At 11:41, Anonymous Anonymous said...

Kassi - yeah, it's great here. I love it.

I'm not sure about the restaurant you're referencing. They sang to us yesterday when we were at Red Robin for a friend's birthday - is that what you mean? *wink*

 
At 11:47, Blogger Kassi Gilbert said...

lol...no...I wish I could remember the name of it...! It was like a 50's diner style...oh well. Good times anyway though. I did all my white water rafting there in Idaho.

 
At 22:34, Blogger Brandon said...

bravo, kassi. what a great tribute. i'm curious, did you print this out for him to read?

 
At 06:26, Blogger fin said...

Happy (belated) birthday to Zac... he's such a joy, Kassi, you've done a great job with him, and he's done a great job being a wonderful son!

 
At 08:11, Blogger Kassi Gilbert said...

Brando-yes I did...he read it right when he got home from school...we both had tears in our eyes and he gave me a hug.

 
At 09:41, Anonymous Anonymous said...

I think I may be one of the few people reading this blog who remember Zachary as a newborn baby.

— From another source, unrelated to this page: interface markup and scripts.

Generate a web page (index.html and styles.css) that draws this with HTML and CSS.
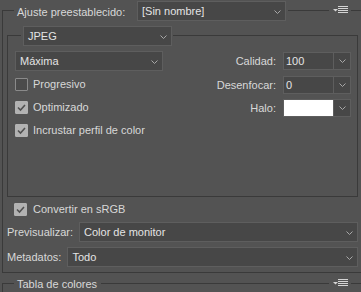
FILE: index.html
```html
<!DOCTYPE html>
<html>
<head>
<meta charset="utf-8">
<link rel="stylesheet" href="styles.css">
</head>
<body>
<div class="hdr">
  <div class="corner"></div>
  <span class="hlabel">Ajuste preestablecido:</span>
  <div class="dd dd-preset"><span>[Sin nombre]</span><svg class="chev" width="7" height="4" viewBox="0 0 7 4"><polyline points="0.5,0.5 3.5,3.5 6.5,0.5"/></svg></div>
  <div class="hline"></div>
  <svg class="menu" width="15" height="8" viewBox="0 0 15 8"><polygon points="0,3 5,3 2.5,5.5"/><rect x="5" y="0" width="10" height="1"/><rect x="5" y="2" width="10" height="1"/><rect x="5" y="4" width="10" height="1"/><rect x="5" y="6" width="10" height="1"/></svg>
  <div class="tail"></div>
</div>
<div class="outer">
  <div class="group">
    <div class="ghdr">
      <div class="gcorner"></div>
      <div class="dd dd-format"><span>JPEG</span><svg class="chev" width="7" height="4" viewBox="0 0 7 4"><polyline points="0.5,0.5 3.5,3.5 6.5,0.5"/></svg></div>
      <div class="gline"></div>
    </div>
    <div class="gbody">
      <div class="col-left">
        <div class="dd dd-quality"><span>Máxima</span><svg class="chev" width="7" height="4" viewBox="0 0 7 4"><polyline points="0.5,0.5 3.5,3.5 6.5,0.5"/></svg></div>
        <div class="checks">
          <div class="check"><span class="box"></span><span>Progresivo</span></div>
          <div class="check"><span class="box on"><svg width="11" height="11" viewBox="0 0 11 11"><polyline points="2,5.5 4.5,8 9,3"/></svg></span><span>Optimizado</span></div>
          <div class="check"><span class="box on"><svg width="11" height="11" viewBox="0 0 11 11"><polyline points="2,5.5 4.5,8 9,3"/></svg></span><span>Incrustar perfil de color</span></div>
        </div>
      </div>
      <div class="col-right">
        <div class="field"><span class="flabel">Calidad:</span><div class="combo"><span class="cval">100</span><span class="carrow"><svg class="chev" width="7" height="4" viewBox="0 0 7 4"><polyline points="0.5,0.5 3.5,3.5 6.5,0.5"/></svg></span></div></div>
        <div class="field f2"><span class="flabel">Desenfocar:</span><div class="combo"><span class="cval">0</span><span class="carrow"><svg class="chev" width="7" height="4" viewBox="0 0 7 4"><polyline points="0.5,0.5 3.5,3.5 6.5,0.5"/></svg></span></div></div>
        <div class="field f3"><span class="flabel">Halo:</span><div class="combo"><span class="cval white"></span><span class="carrow"><svg class="chev" width="7" height="4" viewBox="0 0 7 4"><polyline points="0.5,0.5 3.5,3.5 6.5,0.5"/></svg></span></div></div>
      </div>
    </div>
  </div>
  <div class="check convert"><span class="box on"><svg width="11" height="11" viewBox="0 0 11 11"><polyline points="2,5.5 4.5,8 9,3"/></svg></span><span>Convertir en sRGB</span></div>
  <div class="frow"><span class="rlabel">Previsualizar:</span><div class="dd grow"><span>Color de monitor</span><svg class="chev" width="7" height="4" viewBox="0 0 7 4"><polyline points="0.5,0.5 3.5,3.5 6.5,0.5"/></svg></div></div>
  <div class="frow r2"><span class="rlabel">Metadatos:</span><div class="dd grow"><span>Todo</span><svg class="chev" width="7" height="4" viewBox="0 0 7 4"><polyline points="0.5,0.5 3.5,3.5 6.5,0.5"/></svg></div></div>
</div>
<div class="hdr hdr2">
  <div class="corner c2"></div>
  <span class="hlabel h2">Tabla de colores</span>
  <div class="hline"></div>
  <svg class="menu m2" width="15" height="8" viewBox="0 0 15 8"><polygon points="0,3 5,3 2.5,5.5"/><rect x="5" y="0" width="10" height="1"/><rect x="5" y="2" width="10" height="1"/><rect x="5" y="4" width="10" height="1"/><rect x="5" y="6" width="10" height="1"/></svg>
  <div class="tail"></div>
</div>
</body>
</html>
```

FILE: styles.css
```css
* { box-sizing: border-box; }
body {
  margin: 0;
  width: 361px;
  height: 292px;
  overflow: hidden;
  background: #535353;
  font-family: "Liberation Sans", Arial, sans-serif;
  font-size: 11px;
  line-height: 13px;
  color: #d8d8d8;
}
.hdr { display: flex; height: 21px; }
.corner {
  width: 12px; height: 11px; margin-left: 2px; align-self: flex-end;
  border-top: 1px solid #3a3a3a; border-left: 1px solid #3a3a3a;
}
.hlabel { margin-left: 3px; width: 120px; margin-top: 6px; align-self: flex-start; white-space: nowrap; }
.hline { flex: 1; align-self: flex-start; margin-top: 10px; margin-left: 2px; border-top: 1px solid #3a3a3a; }
.menu { flex: 0 0 15px; margin: 6px 3px 0 4px; }
.menu polygon, .menu rect { fill: #d4d4d4; }
.tail { flex: 0 0 10px; align-self: flex-start; margin-top: 10px; border-top: 1px solid #3a3a3a; }

.dd {
  display: flex; align-items: center; height: 20px;
  background: #474747; border: 1px solid #5e5e5e;
  padding: 1px 4px 0 4px; color: #e4e4e4; white-space: nowrap;
}
.dd .chev { margin-left: auto; }
.chev polyline { fill: none; stroke: #a8a8a8; stroke-width: 1; }
.dd-preset { width: 149px; margin-top: 1px; align-self: flex-start; }

.outer {
  margin-left: 2px;
  border-left: 1px solid #3a3a3a; border-bottom: 1px solid #3a3a3a;
  padding: 5px 3px 5px 0;
}
.group { margin-left: 4px; }
.ghdr { display: flex; height: 20px; }
.gcorner {
  width: 14px; height: 11px; align-self: flex-end;
  border-top: 1px solid #3a3a3a; border-left: 1px solid #3a3a3a;
}
.dd-format { width: 149px; margin-left: 2px; }
.gline {
  flex: 1; height: 11px; align-self: flex-end; margin-left: 1px;
  border-top: 1px solid #3a3a3a; border-right: 1px solid #3a3a3a;
}
.gbody {
  display: flex; justify-content: space-between;
  height: 151px; padding: 5px 6px 0 7px;
  border-left: 1px solid #3a3a3a; border-right: 1px solid #3a3a3a; border-bottom: 1px solid #3a3a3a;
}
.dd-quality { width: 148px; }
.checks { margin-top: 2px; }
.check { display: flex; align-items: center; height: 23px; white-space: nowrap; }
.box {
  width: 13px; height: 13px; margin-right: 5px; flex: 0 0 13px;
  border: 1px solid #8a8a8a; background: #4b4b4b; border-radius: 1px;
  display: flex; align-items: center; justify-content: center;
}
.box.on { background: #b2b2b2; border-color: #b2b2b2; }
.box svg polyline { fill: none; stroke: #505050; stroke-width: 1.6; }

.col-right { padding-top: 1px; }
.field { display: flex; align-items: center; justify-content: flex-end; height: 18px; }
.f2 { margin-top: 6px; }
.f3 { margin-top: 5px; }
.flabel { margin-right: 7px; padding-top: 1px; }
.combo {
  display: flex; width: 68px; height: 18px;
  border: 1px solid #5e5e5e; background: #474747; color: #e4e4e4;
}
.cval { flex: 1; padding: 2px 0 0 2px; }
.cval.white { background: #ffffff; }
.carrow {
  flex: 0 0 17px; border-left: 1px solid #5e5e5e;
  display: flex; align-items: center; justify-content: center;
}

.convert { height: 13px; margin-top: 6px; padding-left: 11px; }
.convert .box { margin-right: 6px; }
.frow { display: flex; align-items: center; margin-top: 6px; padding-left: 4px; }
.r2 { margin-top: 5px; }
.rlabel { margin-right: 6px; padding-top: 1px; white-space: nowrap; }
.grow { flex: 1; }

.hdr2 { height: 20px; }
.c2 { height: 10px; }
.h2 { width: auto; margin-top: 5px; }
.hdr2 .hline { margin-left: 4px; }
.m2 { margin-top: 6px; }
```
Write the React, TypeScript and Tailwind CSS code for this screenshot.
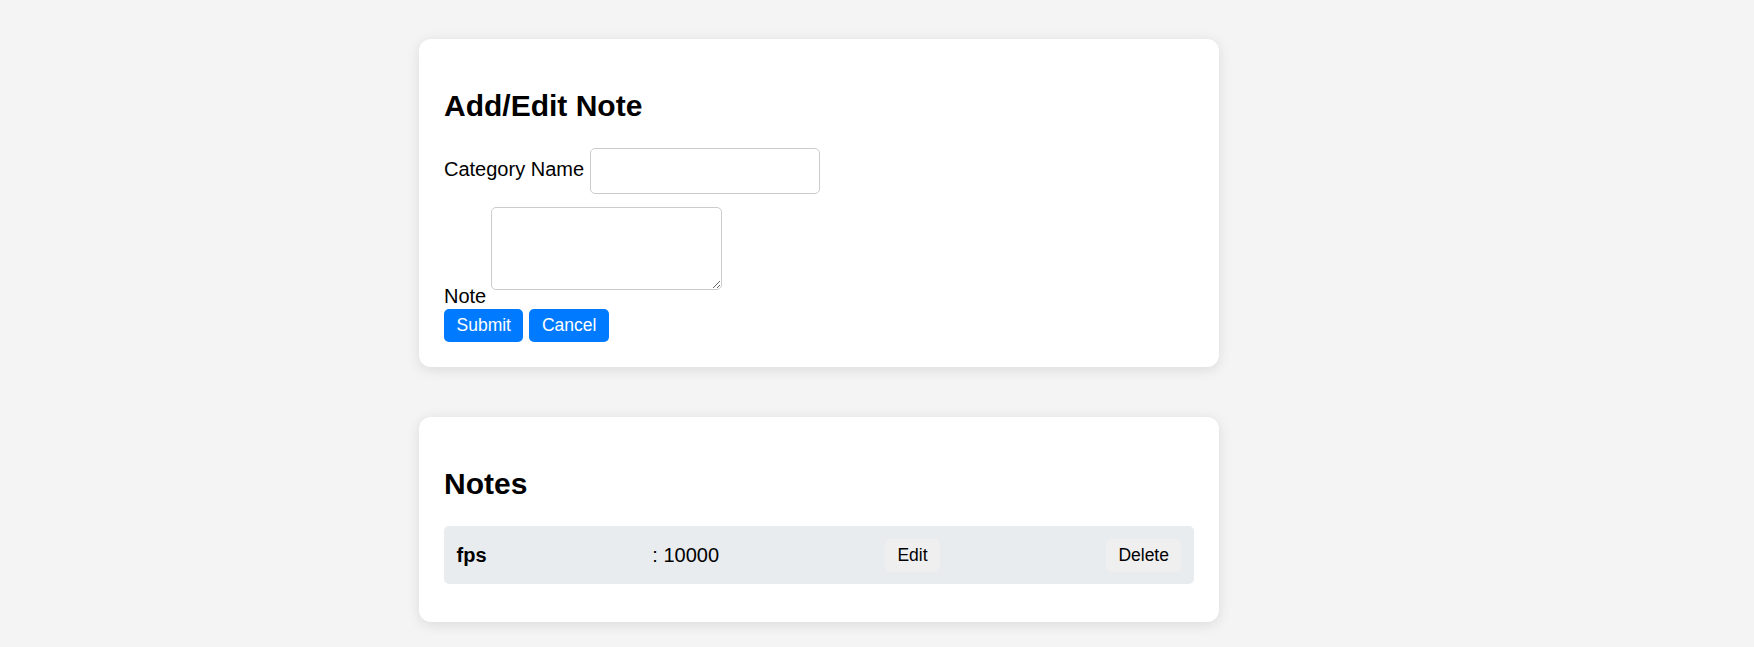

I remember him being in this baby seat type of thing (some kind of convertible crib to carseat thing, I think) and him looking up a me with big, curous eyes at this strange and hairy creature looming over him. Somehow I think he liked me more than he was scared of me...even as a baby. :P

I have some pictures of him as a newborn in my photo album and will bring them on my visit.

 
At 09:48, Anonymous Anonymous said...

That was a truly touching post. Your son is very lucky to have such a wonderful mom, and your lucky for such a wonderful son. I wish you all the best.

lawbrat

 
At 10:01, Blogger Kassi Gilbert said...

Scott: I remember when you claimed that you would never hold a baby. I tricked you once, handing Zac over to you claiming that I had to use the bathroom...and instead came back with the camera. I still have that photo.

...thank you everyone for your kind thoughts regarding the post to my son!